We caught up with Madan Poudel, a volunteer camp manager we met in Kathmandu in Nepal three months ago.

“People have lost their homes and family members, but here (in the camp) they were taken care of and the children made friends,” Madan Poudel, 29, volunteer camp manager of Bode camp, in the Kathmandu valley told us.

We met Madan, a maths teacher back in October and his story featured in the Independent on Sunday. The displacement camp, which had been the home for many earthquake survivors for up to six months was just days away from closing and Madan was worried about the families he had helped who were returning to villages that had been completely destroyed in the devastating earthquakes of April and May 2015. There were still no signs or rebuilding work beginning and roads into the villages in Sindhupalchok district, where Madan is from, had also been destroyed making the journey back treacherous.

 

He was particularly worried about the Tamang family, also from Sindhupalchok, who had set up a small carpet weaving business within the camp and who faced an uncertain future with their homes destroyed and funding from the government to rebuild their homes slow to arrive. Read their story here. “When they go home, they don't know what they will find and they will need help,” Madan told us. “My school has been destroyed – when it is rebuilt I hope the head teacher will call me back to teach there again."

 

The value of education

We caught up with Madan recently and he told us that he was in Kathmandu and trying to find work.

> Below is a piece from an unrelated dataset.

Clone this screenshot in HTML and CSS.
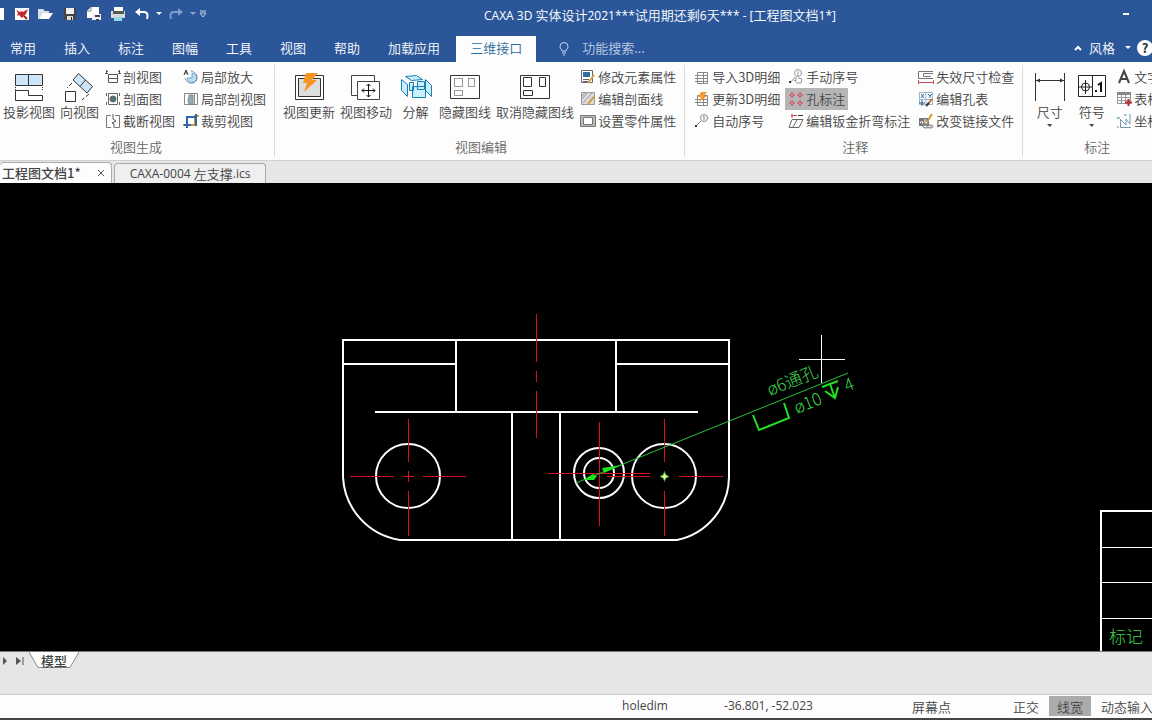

He was also collecting items for schools to send back to his village, Tatopani.  He said: “After closing up the camp many people went back to the places in Sindhupalchok where they came from. But the Tamang family who were weaving carpets have re-located to another location (near to Kathmandu) and we have again provided them with an opportunity to earn an income.”

One of the mothers in the Tamang family had told us she wanted to stay near to Kathmandu as she head learned about the value of educating her children while staying at the camp and she wanted them to be able to go to schools in the area. The Tamang family were one of the many families that Action Against Hunger supported in the wake of the disaster which killed almost 9,000 people and damaged or destroyed almost 900,000 homes.

We were already operating mental health and psychosocial services alongside malnutrition programmes in the South of Nepal and within weeks of the second quake, we expanded our mental health provision to the affected areas as well as organising shelter, cash for work, food provision and rebuilding water points.